Pictures stay out of the copy; set down each line of the listing below exactly.

◇ ◇ ◇ ◇

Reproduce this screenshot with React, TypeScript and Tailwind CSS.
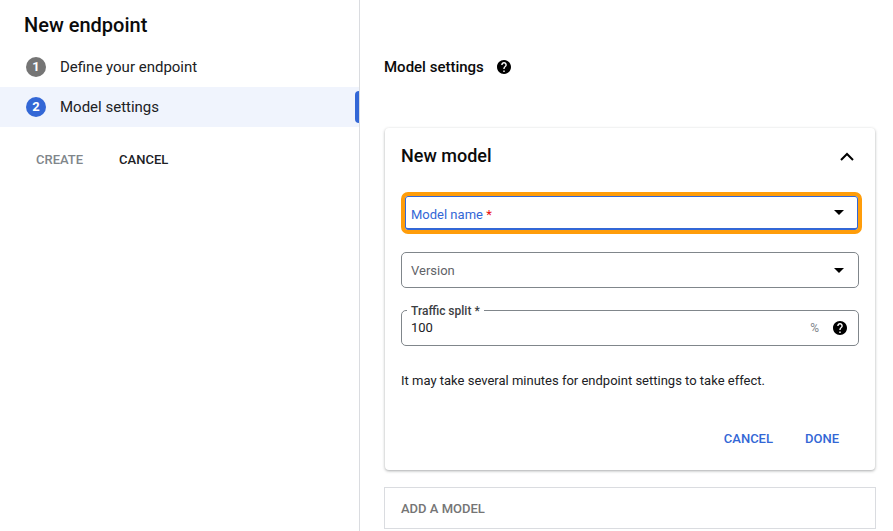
import React from 'react';

function HelpIcon({ size = 16 }: { size?: number }) {
    return (
        <svg width={size} height={size} viewBox="2 2 20 20" fill="#000" className="shrink-0">
            <path d="M12 2C6.48 2 2 6.48 2 12s4.48 10 10 10 10-4.48 10-10S17.52 2 12 2zm1 17h-2v-2h2v2zm2.07-7.75l-.9.92C13.45 12.9 13 13.5 13 15h-2v-.5c0-1.1.45-2.1 1.17-2.83l1.24-1.26c.37-.36.59-.86.59-1.41 0-1.1-.9-2-2-2s-2 .9-2 2H8c0-2.21 1.79-4 4-4s4 1.79 4 4c0 .88-.36 1.68-.93 2.25z" />
        </svg>
    );
}

function Caret() {
    return (
        <svg width="10" height="5" viewBox="0 0 10 5" fill="#000" className="shrink-0">
            <path d="M0 0l5 5 5-5z" />
        </svg>
    );
}

function Step({ num, label, active }: { num: number; label: string; active?: boolean }) {
    return (
        <div className={`relative flex h-10 items-center pl-[26px] ${active ? 'bg-[#f0f4fd]' : ''}`}>
            <span className={`flex h-5 w-5 items-center justify-center rounded-full text-[13px] font-bold text-white ${active ? 'bg-[#3367d6]' : 'bg-[#757575]'}`}>
                {num}
            </span>
            <span className="ml-[14px] text-[15px] leading-5 text-[#202124]">{label}</span>
            {active && <span className="absolute right-0 top-1 h-8 w-1 rounded-l-sm bg-[#3367d6]" />}
        </div>
    );
}

export default function App() {
    return (
        <div className="flex h-[531px] w-[893px] overflow-hidden bg-white font-['Roboto',sans-serif] text-[#202124]">
            <aside className="w-[360px] shrink-0 border-r border-[#dadce0]">
                <h1 className="mb-[10px] pl-6 pt-[13px] text-[20px] font-medium leading-6 text-[#0b0b0b]">New endpoint</h1>
                <Step num={1} label="Define your endpoint" />
                <Step num={2} label="Model settings" active />
                <div className="flex items-center gap-9 pl-9 pt-[25px] text-[13px] font-medium leading-4">
                    <span className="text-[#80868b]">CREATE</span>
                    <span className="text-[#202124]">CANCEL</span>
                </div>
            </aside>

            <main className="w-[533px] pl-6">
                <div className="mt-[57px] flex h-5 items-center gap-[13px] text-[15px] font-medium text-[#0b0b0b]">
                    Model settings
                    <HelpIcon size={14} />
                </div>

                <div className="ml-px mt-[51px] h-[342px] w-[490px] rounded bg-white px-4 shadow-[0_1px_3px_rgba(60,64,67,0.45)]">
                    <div className="flex h-[56px] items-center justify-between pr-[5px]">
                        <h2 className="text-lg font-medium text-[#0b0b0b]">New model</h2>
                        <svg width="14" height="9" viewBox="0 0 14 9" fill="none" stroke="#000" strokeWidth="2">
                            <path d="M1 8l6-6 6 6" />
                        </svg>
                    </div>

                    <div className="ml-1 mt-3 flex h-[34px] w-[453px] items-center justify-between rounded-[3px] border-x border-t border-b-2 border-[#3367d6] pl-[5px] pr-[13px] text-[13px] outline-4 outline-[#ff9d0a]">
                        <span className="pt-1 text-[#3367d6]">Model name <span className="text-[#ea0f0f]">*</span></span>
                        <Caret />
                    </div>

                    <div className="mt-[22px] flex h-9 w-[458px] items-center justify-between rounded-[5px] border border-[#80868b] pl-[9px] pr-[14px] text-[13px] text-[#5f6368]">
                        <span className="pt-[2px]">Version</span>
                        <Caret />
                    </div>

                    <div className="relative mt-[22px] flex h-9 w-[458px] items-center justify-between rounded-[5px] border border-[#80868b] pl-[9px] pr-[11px]">
                        <span className="absolute -top-[6px] left-[5px] bg-white px-1 text-xs font-medium leading-3 text-[#3c4043]">Traffic split *</span>
                        <span className="text-[13px] text-[#202124]">100</span>
                        <span className="flex items-center gap-[14px]">
                            <span className="text-xs text-[#80868b]">%</span>
                            <HelpIcon size={14} />
                        </span>
                    </div>

                    <p className="mt-[27px] text-[13px] leading-4 text-[#202124]">It may take several minutes for endpoint settings to take effect.</p>

                    <div className="mt-[42px] flex justify-end gap-8 pr-5 text-[13px] font-medium leading-4 text-[#3367d6]">
                        <span>CANCEL</span>
                        <span>DONE</span>
                    </div>
                </div>

                <div className="mt-[17px] flex h-[42px] w-[492px] items-center border border-[#dadce0] pl-4 pt-[2px] text-[13px] font-medium text-[#757575]">
                    ADD A MODEL
                </div>
            </main>
        </div>
    );
}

◇ ◇ ◇ ◇

ANSWER>
Reproduce this screenshot with React, TypeScript and Tailwind CSS.
import React from 'react';

function HelpIcon({ size = 16 }: { size?: number }) {
    return (
        <svg width={size} height={size} viewBox="2 2 20 20" fill="#000" className="shrink-0">
            <path d="M12 2C6.48 2 2 6.48 2 12s4.48 10 10 10 10-4.48 10-10S17.52 2 12 2zm1 17h-2v-2h2v2zm2.07-7.75l-.9.92C13.45 12.9 13 13.5 13 15h-2v-.5c0-1.1.45-2.1 1.17-2.83l1.24-1.26c.37-.36.59-.86.59-1.41 0-1.1-.9-2-2-2s-2 .9-2 2H8c0-2.21 1.79-4 4-4s4 1.79 4 4c0 .88-.36 1.68-.93 2.25z" />
        </svg>
    );
}

function Caret() {
    return (
        <svg width="10" height="5" viewBox="0 0 10 5" fill="#000" className="shrink-0">
            <path d="M0 0l5 5 5-5z" />
        </svg>
    );
}

function Step({ num, label, active }: { num: number; label: string; active?: boolean }) {
    return (
        <div className={`relative flex h-10 items-center pl-[26px] ${active ? 'bg-[#f0f4fd]' : ''}`}>
            <span className={`flex h-5 w-5 items-center justify-center rounded-full text-[13px] font-bold text-white ${active ? 'bg-[#3367d6]' : 'bg-[#757575]'}`}>
                {num}
            </span>
            <span className="ml-[14px] text-[15px] leading-5 text-[#202124]">{label}</span>
            {active && <span className="absolute right-0 top-1 h-8 w-1 rounded-l-sm bg-[#3367d6]" />}
        </div>
    );
}

export default function App() {
    return (
        <div className="flex h-[531px] w-[893px] overflow-hidden bg-white font-['Roboto',sans-serif] text-[#202124]">
            <aside className="w-[360px] shrink-0 border-r border-[#dadce0]">
                <h1 className="mb-[10px] pl-6 pt-[13px] text-[20px] font-medium leading-6 text-[#0b0b0b]">New endpoint</h1>
                <Step num={1} label="Define your endpoint" />
                <Step num={2} label="Model settings" active />
                <div className="flex items-center gap-9 pl-9 pt-[25px] text-[13px] font-medium leading-4">
                    <span className="text-[#80868b]">CREATE</span>
                    <span className="text-[#202124]">CANCEL</span>
                </div>
            </aside>

            <main className="w-[533px] pl-6">
                <div className="mt-[57px] flex h-5 items-center gap-[13px] text-[15px] font-medium text-[#0b0b0b]">
                    Model settings
                    <HelpIcon size={14} />
                </div>

                <div className="ml-px mt-[51px] h-[342px] w-[490px] rounded bg-white px-4 shadow-[0_1px_3px_rgba(60,64,67,0.45)]">
                    <div className="flex h-[56px] items-center justify-between pr-[5px]">
                        <h2 className="text-lg font-medium text-[#0b0b0b]">New model</h2>
                        <svg width="14" height="9" viewBox="0 0 14 9" fill="none" stroke="#000" strokeWidth="2">
                            <path d="M1 8l6-6 6 6" />
                        </svg>
                    </div>

                    <div className="ml-1 mt-3 flex h-[34px] w-[453px] items-center justify-between rounded-[3px] border-x border-t border-b-2 border-[#3367d6] pl-[5px] pr-[13px] text-[13px] outline-4 outline-[#ff9d0a]">
                        <span className="pt-1 text-[#3367d6]">Model name <span className="text-[#ea0f0f]">*</span></span>
                        <Caret />
                    </div>

                    <div className="mt-[22px] flex h-9 w-[458px] items-center justify-between rounded-[5px] border border-[#80868b] pl-[9px] pr-[14px] text-[13px] text-[#5f6368]">
                        <span className="pt-[2px]">Version</span>
                        <Caret />
                    </div>

                    <div className="relative mt-[22px] flex h-9 w-[458px] items-center justify-between rounded-[5px] border border-[#80868b] pl-[9px] pr-[11px]">
                        <span className="absolute -top-[6px] left-[5px] bg-white px-1 text-xs font-medium leading-3 text-[#3c4043]">Traffic split *</span>
                        <span className="text-[13px] text-[#202124]">100</span>
                        <span className="flex items-center gap-[14px]">
                            <span className="text-xs text-[#80868b]">%</span>
                            <HelpIcon size={14} />
                        </span>
                    </div>

                    <p className="mt-[27px] text-[13px] leading-4 text-[#202124]">It may take several minutes for endpoint settings to take effect.</p>

                    <div className="mt-[42px] flex justify-end gap-8 pr-5 text-[13px] font-medium leading-4 text-[#3367d6]">
                        <span>CANCEL</span>
                        <span>DONE</span>
                    </div>
                </div>

                <div className="mt-[17px] flex h-[42px] w-[492px] items-center border border-[#dadce0] pl-4 pt-[2px] text-[13px] font-medium text-[#757575]">
                    ADD A MODEL
                </div>
            </main>
        </div>
    );
}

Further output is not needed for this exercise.